Moreover, despite its pulpy tendencies, there's a level of maturity at play in the Gabriel Knight series that was all too rare in adventure games at the time. Compared to the gratuitous gore of Phantasmagoria or Leisure Suit Larry's cartoonishly sexualized brand of "adult" content, Jensen used the Gabriel Knight series to tell multilayered stories, explore genuinely compelling relationships, and grapple with darker, more challenging themes. In turn, it's easy to imagine Gabriel Knight 2 as a game meant to be enjoyed by actual adult human beings as opposed to a title aimed at the average 13-year-old kid's idea of what constitutes mature storytelling.

The trend-chasing shift to full-motion video in Gabriel Knight 2 also goes a long way toward making Jensen's fantastical story of opera-loving Bavarian werewolves feel more "real." After Tim Curry departed the series for the one place that hadn't been corrupted by capitalism, Dean Erickson stepped in to play a live-action Gabriel in the sequel (with Joanne Takahashi replacing Leah Remini in the role of Grace). Whereas most FMV games at the time were infamously stilted and cheesy, Gabriel Knight 2 transcends the limitations of the genre with a cast of a dozen or so actors who are absolutely giving it their all. From the series leads all the way down to minor characters like the husband-and-wife duo of American tourists who also happen to be tarot-reading spiritualists, the actors get what it takes to perform for a video game — including going broad when necessary. The earnestness of these performances not only sells Jensen's story, but also elevates Gabriel Knight 2 from cheese to camp. If the goal of these FMV adventures from the '90s was to earn the vaunted title of "interactive movie," Gabriel Knight 2 comes way closer than most.
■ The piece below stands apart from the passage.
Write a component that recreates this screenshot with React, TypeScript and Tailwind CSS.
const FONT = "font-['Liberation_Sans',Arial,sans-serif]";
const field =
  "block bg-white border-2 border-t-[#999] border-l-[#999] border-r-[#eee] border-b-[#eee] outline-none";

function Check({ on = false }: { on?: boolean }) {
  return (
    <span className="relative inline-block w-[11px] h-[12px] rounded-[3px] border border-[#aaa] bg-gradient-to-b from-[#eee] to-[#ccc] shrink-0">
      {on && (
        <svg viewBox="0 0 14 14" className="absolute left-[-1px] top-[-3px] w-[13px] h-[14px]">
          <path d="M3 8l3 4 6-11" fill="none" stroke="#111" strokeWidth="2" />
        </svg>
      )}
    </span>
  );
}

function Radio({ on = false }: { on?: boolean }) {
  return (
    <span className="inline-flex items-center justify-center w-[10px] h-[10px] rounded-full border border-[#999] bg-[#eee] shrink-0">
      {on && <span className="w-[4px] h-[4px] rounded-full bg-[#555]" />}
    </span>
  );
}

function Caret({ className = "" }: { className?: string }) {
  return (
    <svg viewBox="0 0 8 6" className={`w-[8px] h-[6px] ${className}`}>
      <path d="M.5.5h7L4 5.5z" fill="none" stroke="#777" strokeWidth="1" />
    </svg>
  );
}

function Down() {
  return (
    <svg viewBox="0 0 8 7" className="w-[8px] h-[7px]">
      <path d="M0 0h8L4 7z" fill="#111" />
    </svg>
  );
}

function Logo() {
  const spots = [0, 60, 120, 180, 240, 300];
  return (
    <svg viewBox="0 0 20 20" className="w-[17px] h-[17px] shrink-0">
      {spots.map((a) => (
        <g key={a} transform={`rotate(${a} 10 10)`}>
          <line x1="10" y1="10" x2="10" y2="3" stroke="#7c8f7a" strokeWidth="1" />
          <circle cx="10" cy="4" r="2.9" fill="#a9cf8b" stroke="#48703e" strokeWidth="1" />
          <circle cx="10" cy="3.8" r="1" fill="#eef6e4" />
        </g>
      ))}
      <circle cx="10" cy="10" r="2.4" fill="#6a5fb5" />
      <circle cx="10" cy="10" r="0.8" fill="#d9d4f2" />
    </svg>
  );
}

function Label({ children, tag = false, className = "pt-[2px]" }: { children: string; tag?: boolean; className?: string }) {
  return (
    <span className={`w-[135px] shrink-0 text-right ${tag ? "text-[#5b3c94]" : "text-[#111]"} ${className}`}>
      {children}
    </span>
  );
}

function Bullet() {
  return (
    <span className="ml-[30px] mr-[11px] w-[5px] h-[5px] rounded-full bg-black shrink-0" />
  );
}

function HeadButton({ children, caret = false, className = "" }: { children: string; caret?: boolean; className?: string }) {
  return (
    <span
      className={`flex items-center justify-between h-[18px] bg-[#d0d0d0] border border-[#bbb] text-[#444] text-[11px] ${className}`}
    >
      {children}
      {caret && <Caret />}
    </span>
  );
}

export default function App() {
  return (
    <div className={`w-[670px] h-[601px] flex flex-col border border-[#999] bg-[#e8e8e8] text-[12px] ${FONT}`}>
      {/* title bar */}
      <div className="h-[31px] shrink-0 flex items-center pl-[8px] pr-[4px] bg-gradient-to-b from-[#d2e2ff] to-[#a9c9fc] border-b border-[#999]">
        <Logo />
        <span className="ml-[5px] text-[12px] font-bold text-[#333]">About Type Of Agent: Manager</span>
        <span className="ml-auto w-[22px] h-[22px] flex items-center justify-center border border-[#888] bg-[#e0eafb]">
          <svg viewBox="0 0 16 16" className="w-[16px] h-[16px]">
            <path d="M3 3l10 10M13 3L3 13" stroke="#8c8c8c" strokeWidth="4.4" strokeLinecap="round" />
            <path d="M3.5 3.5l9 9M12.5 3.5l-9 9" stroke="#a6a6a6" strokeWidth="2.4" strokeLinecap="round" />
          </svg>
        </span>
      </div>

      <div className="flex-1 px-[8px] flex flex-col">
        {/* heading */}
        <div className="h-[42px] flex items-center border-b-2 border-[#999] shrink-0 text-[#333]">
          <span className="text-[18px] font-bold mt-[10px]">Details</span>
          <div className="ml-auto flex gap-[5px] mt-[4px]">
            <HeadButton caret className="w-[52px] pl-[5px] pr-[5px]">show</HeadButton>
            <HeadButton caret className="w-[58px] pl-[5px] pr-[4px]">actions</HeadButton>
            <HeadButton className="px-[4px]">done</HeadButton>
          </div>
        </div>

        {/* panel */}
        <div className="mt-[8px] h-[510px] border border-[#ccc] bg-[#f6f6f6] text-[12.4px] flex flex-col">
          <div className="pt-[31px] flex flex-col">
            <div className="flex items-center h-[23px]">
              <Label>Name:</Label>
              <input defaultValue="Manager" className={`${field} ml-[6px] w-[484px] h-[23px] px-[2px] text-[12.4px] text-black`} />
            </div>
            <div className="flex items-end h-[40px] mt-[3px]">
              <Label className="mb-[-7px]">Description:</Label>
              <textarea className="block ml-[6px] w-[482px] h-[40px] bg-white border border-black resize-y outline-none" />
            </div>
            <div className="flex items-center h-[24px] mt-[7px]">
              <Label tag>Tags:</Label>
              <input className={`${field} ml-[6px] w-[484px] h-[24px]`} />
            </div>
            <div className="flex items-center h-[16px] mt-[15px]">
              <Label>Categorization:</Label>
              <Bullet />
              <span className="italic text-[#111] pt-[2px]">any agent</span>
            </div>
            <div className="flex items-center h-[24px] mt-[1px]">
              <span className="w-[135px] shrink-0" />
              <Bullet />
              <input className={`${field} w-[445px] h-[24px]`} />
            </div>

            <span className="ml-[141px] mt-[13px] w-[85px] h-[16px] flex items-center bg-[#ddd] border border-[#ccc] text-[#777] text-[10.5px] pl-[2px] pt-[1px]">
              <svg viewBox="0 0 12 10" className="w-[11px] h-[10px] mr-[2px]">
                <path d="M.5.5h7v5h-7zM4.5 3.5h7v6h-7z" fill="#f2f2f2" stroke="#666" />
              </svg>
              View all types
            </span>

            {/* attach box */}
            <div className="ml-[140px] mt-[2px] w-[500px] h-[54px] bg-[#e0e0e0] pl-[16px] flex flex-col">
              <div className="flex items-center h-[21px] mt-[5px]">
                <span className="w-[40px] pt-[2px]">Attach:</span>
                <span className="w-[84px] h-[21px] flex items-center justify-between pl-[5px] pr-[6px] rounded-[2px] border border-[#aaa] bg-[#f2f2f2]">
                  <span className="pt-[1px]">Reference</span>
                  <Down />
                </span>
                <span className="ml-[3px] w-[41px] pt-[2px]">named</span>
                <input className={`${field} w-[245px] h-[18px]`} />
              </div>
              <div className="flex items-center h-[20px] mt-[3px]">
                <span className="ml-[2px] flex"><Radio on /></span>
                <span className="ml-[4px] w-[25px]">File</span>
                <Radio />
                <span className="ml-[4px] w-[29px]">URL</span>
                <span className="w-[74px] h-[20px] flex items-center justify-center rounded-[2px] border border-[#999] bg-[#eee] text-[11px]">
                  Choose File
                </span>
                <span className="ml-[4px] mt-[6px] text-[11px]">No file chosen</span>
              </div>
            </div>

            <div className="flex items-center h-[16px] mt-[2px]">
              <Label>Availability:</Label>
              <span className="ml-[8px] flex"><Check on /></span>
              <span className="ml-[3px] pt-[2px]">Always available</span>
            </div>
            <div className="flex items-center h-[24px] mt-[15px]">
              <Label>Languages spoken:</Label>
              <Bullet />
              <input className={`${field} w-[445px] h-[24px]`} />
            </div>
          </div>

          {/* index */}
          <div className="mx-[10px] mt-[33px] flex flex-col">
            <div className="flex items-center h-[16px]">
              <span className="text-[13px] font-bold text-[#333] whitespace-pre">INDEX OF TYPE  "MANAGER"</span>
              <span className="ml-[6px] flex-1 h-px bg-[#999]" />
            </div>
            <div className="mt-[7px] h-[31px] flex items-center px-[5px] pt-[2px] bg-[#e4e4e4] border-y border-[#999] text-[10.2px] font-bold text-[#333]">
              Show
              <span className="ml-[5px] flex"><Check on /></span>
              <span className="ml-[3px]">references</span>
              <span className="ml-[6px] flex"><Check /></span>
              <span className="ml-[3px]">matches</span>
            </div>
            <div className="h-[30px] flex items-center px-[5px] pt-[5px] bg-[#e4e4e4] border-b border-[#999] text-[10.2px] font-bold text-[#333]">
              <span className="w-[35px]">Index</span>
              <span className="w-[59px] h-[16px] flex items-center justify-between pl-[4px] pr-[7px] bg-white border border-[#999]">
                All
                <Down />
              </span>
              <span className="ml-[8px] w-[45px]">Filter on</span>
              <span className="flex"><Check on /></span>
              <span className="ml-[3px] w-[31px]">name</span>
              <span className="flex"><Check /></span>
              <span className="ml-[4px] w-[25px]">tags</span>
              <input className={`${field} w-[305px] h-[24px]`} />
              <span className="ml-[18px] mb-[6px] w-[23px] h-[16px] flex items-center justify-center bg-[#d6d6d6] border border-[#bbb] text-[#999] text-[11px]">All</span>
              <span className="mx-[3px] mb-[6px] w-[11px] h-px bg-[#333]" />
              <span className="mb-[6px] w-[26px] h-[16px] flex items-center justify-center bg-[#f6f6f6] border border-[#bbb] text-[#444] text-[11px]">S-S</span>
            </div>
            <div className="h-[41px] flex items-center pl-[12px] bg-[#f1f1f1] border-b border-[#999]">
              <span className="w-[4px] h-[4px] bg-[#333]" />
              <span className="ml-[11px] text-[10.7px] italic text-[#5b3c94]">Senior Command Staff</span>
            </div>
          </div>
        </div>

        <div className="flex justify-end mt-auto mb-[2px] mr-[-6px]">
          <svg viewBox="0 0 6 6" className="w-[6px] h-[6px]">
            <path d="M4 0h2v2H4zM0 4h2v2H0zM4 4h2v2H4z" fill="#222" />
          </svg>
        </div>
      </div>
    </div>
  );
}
The game's most captivating performance undoubtedly belongs to Peter J. Lucas as the mysterious and charismatic Baron Friedrich von Glower. It's here that Gabriel Knight 2 truly makes it mark as a game ahead of its time. As the story unfolds, von Glower and Gabriel engage in what its perhaps best described as a queer bromance — a decidedly progressive development in a big-budget game from the 1990s. For years, I had read about Gabriel Knight 2's supposed queer subtext. Upon finally playing it, I was surprised to discover that it's hardly subtext at all. There's no subtle innuendo at play; it's simply text. Between loaded philosophical discussions about the savage beast that dwells within all men, von Glower actively, unambiguously pines for Gabriel. Meanwhile, Erickson's performance suggests that Gabriel, depicted as a womanizer up to this point in the series, is at least cautiously open to von Glower's advances. When they share scenes together, the sexual tension is both unexpected and undeniable. Granted, it's still the 1990s, so our enthralling, queer-coded character ends up being the bad guy, a 250-year-old werewolf who — spoiler alert! — gets Schattenjäger'd into a furnace during the game's climax. Nevertheless, engaging with LGBTQ themes at all was groundbreaking for a mainstream video game from this era, even if Gabriel Knight 2 falls back on some tired tropes along the way.
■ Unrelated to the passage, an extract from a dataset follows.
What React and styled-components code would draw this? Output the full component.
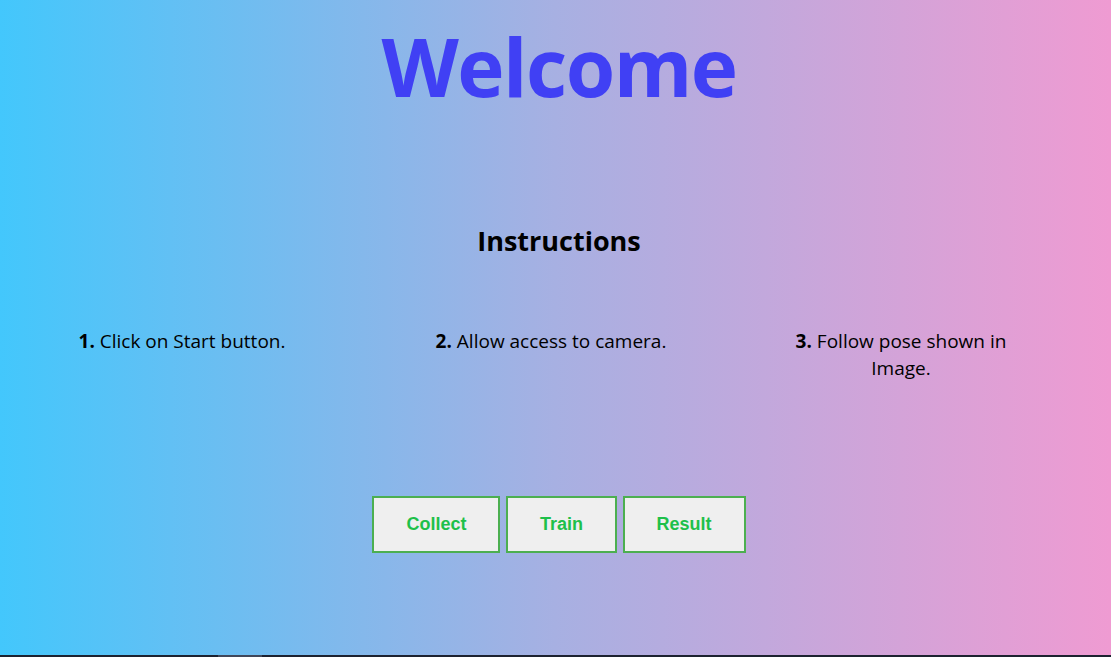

As I streamed Gabriel Knight 2 to an audience of fellow retro gamers, I kept thinking about how the game would be received if it were released today instead of in 1995. Sure, it was critically acclaimed at the time and apparently sold quite well, but it feels perfectly suited for our modern internet fandom. It's easy to imagine players filling entire Tumblrs with Schattenjäger fan fiction and fan art, especially since it's a game that practically demands shipping. Gabriel/Grace, Gabriel/Von Glower, Grace/That Cute Guy Who Works at the Wagner Museum — the game offers so many possible pairings (and so much great '90s hair). Plus, Gabriel Knight 2's campier moments, including some bold acting choices, make it a veritable meme machine. 
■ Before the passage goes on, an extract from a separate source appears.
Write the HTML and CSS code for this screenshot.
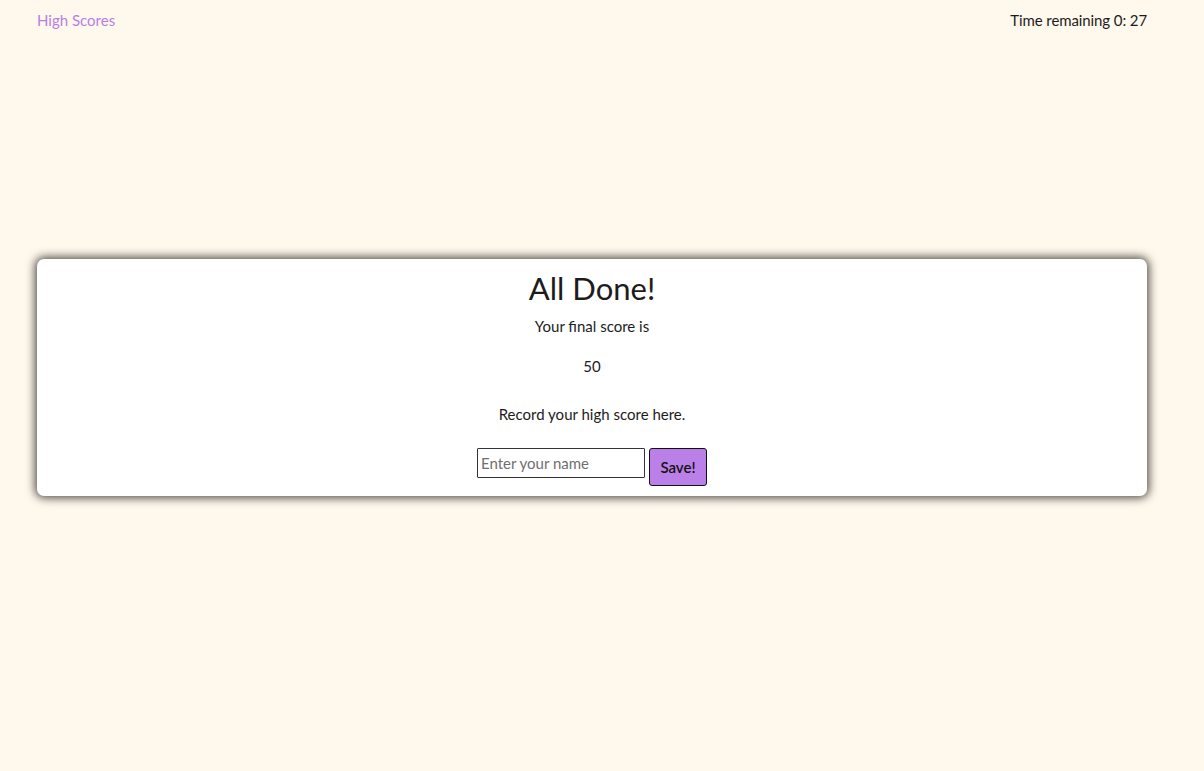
FILE: index.html
```html
<!DOCTYPE html>
<html lang="en">
<head>
<meta charset="utf-8">
<title>Quiz</title>
<link rel="stylesheet" href="styles.css">
</head>
<body>
<header class="topbar">
  <a class="hs-link" href="#">High Scores</a>
  <span class="timer">Time remaining 0: 27</span>
</header>
<main class="stage">
  <section class="card">
    <h1 class="title">All Done!</h1>
    <p class="line first">Your final score is</p>
    <p class="line score">50</p>
    <p class="line record">Record your high score here.</p>
    <form class="save-form">
      <input class="name-input" type="text" placeholder="Enter your name">
      <button class="save-btn" type="button">Save!</button>
    </form>
  </section>
</main>
</body>
</html>
```
FILE: styles.css
```css
* { box-sizing: border-box; }
html, body { height: 100%; }
body {
  margin: 0;
  background: #fff8ec;
  color: #1c1c1c;
  font-family: "Gill Sans", "Lato", "Open Sans", sans-serif;
  font-size: 15px;
}
.topbar {
  display: flex;
  justify-content: space-between;
  align-items: center;
  padding: 10px 57px 0 37px;
  height: 30px;
}
.hs-link {
  color: #b77fe6;
  text-decoration: none;
  font-size: 15px;
}
.timer { font-size: 15px; letter-spacing: -0.1px; }
.stage {
  padding: 229px 57px 0 37px;
}
.card {
  background: #fff;
  border-radius: 7px;
  box-shadow: 0 0 10px 2px rgba(0,0,0,0.7);
  height: 237px;
  text-align: center;
  padding-top: 10px;
}
.title {
  margin: 0;
  font-size: 31px;
  font-weight: 400;
  line-height: 38px;
}
.line {
  margin: 0;
  font-size: 15px;
  line-height: 20px;
}
.first { margin-top: 9px; }
.score { margin-top: 20px; }
.record { margin-top: 28px; }
.save-form {
  display: flex;
  justify-content: center;
  align-items: flex-start;
  gap: 4px;
  margin-top: 24px;
}
.name-input {
  width: 168px;
  height: 30px;
  border: 1px solid #333;
  border-radius: 1px;
  padding: 0 3px;
  font-family: inherit;
  font-size: 15px;
  color: #1c1c1c;
  background: #fff;
}
.name-input::placeholder { color: #6f6f6f; }
.save-btn {
  width: 58px;
  height: 38px;
  background: #bb80e8;
  border: 1px solid #111;
  border-radius: 3px;
  font-family: inherit;
  font-size: 15px;
  font-weight: 600;
  color: #111;
  padding: 0;
}
```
But it's Jensen's ambitious vision that truly sets Gabriel Knight 2 apart from most other games in the genre. Let's go all in on full-motion video! Let's feature Grace as a playable protagonist! Let's devote two hours of the game to learning all about King Ludwig II and Richard Wagner! Let's explore queer themes with our main character! Let's stage a goddamn opera in the final chapter!

Of course, Gabriel Knight 2 isn't a perfect game. For all her strengths as a writer, Jensen's puzzle design in Gabriel Knight 2 is quite fiddly at times. The game occasionally expects wild leaps of logic from the player, and even with a walkthrough close at hand, I frequently encountered moments when the storyline wouldn't advance simply because I had forgotten to click on some seemingly inconsequential hotspot a few scenes ago. It also suffers from pacing problems, likely due to the decision to cut an entire chapter from the game during development. 

Nevertheless, by the time I finished streaming The Beast Within: A Gabriel Knight Mystery, I walked away with a new appreciation for a game I had once stubbornly sworn never to play. At a glance, it's easy to dismiss as a schlocky lycanthropic horror game — or simply the Gabriel Knight game that came after "the good one" and before the one with the cat hair mustache. A closer look, however, reveals a game that is at once inextricably tied to the technologies and design philosophies of the 1990s, while telling a story and exploring themes that seem almost radically contemporary in hindsight. It's a minor masterpiece in adventure gaming and a testament to Jane Jensen's willingness to embrace the trends of the day while still pushing the boundaries of what the genre could be.